Directive = Each line that follows should be printed again exactly as it stands.

Source material =
_ _ _ _ _ _ _

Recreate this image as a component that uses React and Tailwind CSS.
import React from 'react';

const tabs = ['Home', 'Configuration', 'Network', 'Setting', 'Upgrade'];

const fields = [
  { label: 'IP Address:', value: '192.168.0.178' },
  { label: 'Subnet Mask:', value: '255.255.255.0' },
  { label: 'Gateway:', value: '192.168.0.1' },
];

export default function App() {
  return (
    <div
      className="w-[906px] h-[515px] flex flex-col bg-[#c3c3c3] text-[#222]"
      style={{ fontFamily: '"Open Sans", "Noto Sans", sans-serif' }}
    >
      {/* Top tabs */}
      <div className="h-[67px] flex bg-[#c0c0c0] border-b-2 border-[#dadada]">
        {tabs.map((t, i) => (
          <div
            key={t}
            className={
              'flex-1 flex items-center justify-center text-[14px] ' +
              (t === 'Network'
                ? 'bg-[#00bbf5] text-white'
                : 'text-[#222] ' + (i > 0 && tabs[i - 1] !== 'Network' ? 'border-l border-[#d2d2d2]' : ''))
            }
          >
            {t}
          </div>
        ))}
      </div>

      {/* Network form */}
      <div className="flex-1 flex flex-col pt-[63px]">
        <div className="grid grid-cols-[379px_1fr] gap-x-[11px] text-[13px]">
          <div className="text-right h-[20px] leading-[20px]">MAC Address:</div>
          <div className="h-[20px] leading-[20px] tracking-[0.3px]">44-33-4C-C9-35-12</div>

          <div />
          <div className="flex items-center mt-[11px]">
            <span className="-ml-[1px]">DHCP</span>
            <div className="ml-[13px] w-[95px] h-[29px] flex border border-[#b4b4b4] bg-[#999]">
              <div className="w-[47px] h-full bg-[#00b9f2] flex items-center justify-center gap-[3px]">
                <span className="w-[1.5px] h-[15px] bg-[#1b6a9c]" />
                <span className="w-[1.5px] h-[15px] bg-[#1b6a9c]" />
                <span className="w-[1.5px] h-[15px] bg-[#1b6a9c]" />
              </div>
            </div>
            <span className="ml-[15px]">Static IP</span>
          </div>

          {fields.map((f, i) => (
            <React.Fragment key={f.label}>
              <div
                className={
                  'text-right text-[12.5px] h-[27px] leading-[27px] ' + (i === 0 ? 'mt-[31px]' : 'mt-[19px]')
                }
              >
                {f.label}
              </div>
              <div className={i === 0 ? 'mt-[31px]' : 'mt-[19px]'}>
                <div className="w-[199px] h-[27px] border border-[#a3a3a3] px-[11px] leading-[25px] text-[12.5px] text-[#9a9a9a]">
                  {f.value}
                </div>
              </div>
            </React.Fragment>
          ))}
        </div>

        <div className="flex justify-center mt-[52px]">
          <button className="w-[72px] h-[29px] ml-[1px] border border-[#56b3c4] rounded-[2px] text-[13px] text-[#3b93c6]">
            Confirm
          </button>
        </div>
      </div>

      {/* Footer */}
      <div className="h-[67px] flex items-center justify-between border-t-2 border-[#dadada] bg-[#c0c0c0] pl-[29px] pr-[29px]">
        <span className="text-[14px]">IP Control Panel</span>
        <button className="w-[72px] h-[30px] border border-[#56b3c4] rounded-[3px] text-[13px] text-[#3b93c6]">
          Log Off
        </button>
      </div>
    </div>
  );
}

_ _ _ _ _ _ _

The completed task =
Recreate this image as a component that uses React and Tailwind CSS.
import React from 'react';

const tabs = ['Home', 'Configuration', 'Network', 'Setting', 'Upgrade'];

const fields = [
  { label: 'IP Address:', value: '192.168.0.178' },
  { label: 'Subnet Mask:', value: '255.255.255.0' },
  { label: 'Gateway:', value: '192.168.0.1' },
];

export default function App() {
  return (
    <div
      className="w-[906px] h-[515px] flex flex-col bg-[#c3c3c3] text-[#222]"
      style={{ fontFamily: '"Open Sans", "Noto Sans", sans-serif' }}
    >
      {/* Top tabs */}
      <div className="h-[67px] flex bg-[#c0c0c0] border-b-2 border-[#dadada]">
        {tabs.map((t, i) => (
          <div
            key={t}
            className={
              'flex-1 flex items-center justify-center text-[14px] ' +
              (t === 'Network'
                ? 'bg-[#00bbf5] text-white'
                : 'text-[#222] ' + (i > 0 && tabs[i - 1] !== 'Network' ? 'border-l border-[#d2d2d2]' : ''))
            }
          >
            {t}
          </div>
        ))}
      </div>

      {/* Network form */}
      <div className="flex-1 flex flex-col pt-[63px]">
        <div className="grid grid-cols-[379px_1fr] gap-x-[11px] text-[13px]">
          <div className="text-right h-[20px] leading-[20px]">MAC Address:</div>
          <div className="h-[20px] leading-[20px] tracking-[0.3px]">44-33-4C-C9-35-12</div>

          <div />
          <div className="flex items-center mt-[11px]">
            <span className="-ml-[1px]">DHCP</span>
            <div className="ml-[13px] w-[95px] h-[29px] flex border border-[#b4b4b4] bg-[#999]">
              <div className="w-[47px] h-full bg-[#00b9f2] flex items-center justify-center gap-[3px]">
                <span className="w-[1.5px] h-[15px] bg-[#1b6a9c]" />
                <span className="w-[1.5px] h-[15px] bg-[#1b6a9c]" />
                <span className="w-[1.5px] h-[15px] bg-[#1b6a9c]" />
              </div>
            </div>
            <span className="ml-[15px]">Static IP</span>
          </div>

          {fields.map((f, i) => (
            <React.Fragment key={f.label}>
              <div
                className={
                  'text-right text-[12.5px] h-[27px] leading-[27px] ' + (i === 0 ? 'mt-[31px]' : 'mt-[19px]')
                }
              >
                {f.label}
              </div>
              <div className={i === 0 ? 'mt-[31px]' : 'mt-[19px]'}>
                <div className="w-[199px] h-[27px] border border-[#a3a3a3] px-[11px] leading-[25px] text-[12.5px] text-[#9a9a9a]">
                  {f.value}
                </div>
              </div>
            </React.Fragment>
          ))}
        </div>

        <div className="flex justify-center mt-[52px]">
          <button className="w-[72px] h-[29px] ml-[1px] border border-[#56b3c4] rounded-[2px] text-[13px] text-[#3b93c6]">
            Confirm
          </button>
        </div>
      </div>

      {/* Footer */}
      <div className="h-[67px] flex items-center justify-between border-t-2 border-[#dadada] bg-[#c0c0c0] pl-[29px] pr-[29px]">
        <span className="text-[14px]">IP Control Panel</span>
        <button className="w-[72px] h-[30px] border border-[#56b3c4] rounded-[3px] text-[13px] text-[#3b93c6]">
          Log Off
        </button>
      </div>
    </div>
  );
}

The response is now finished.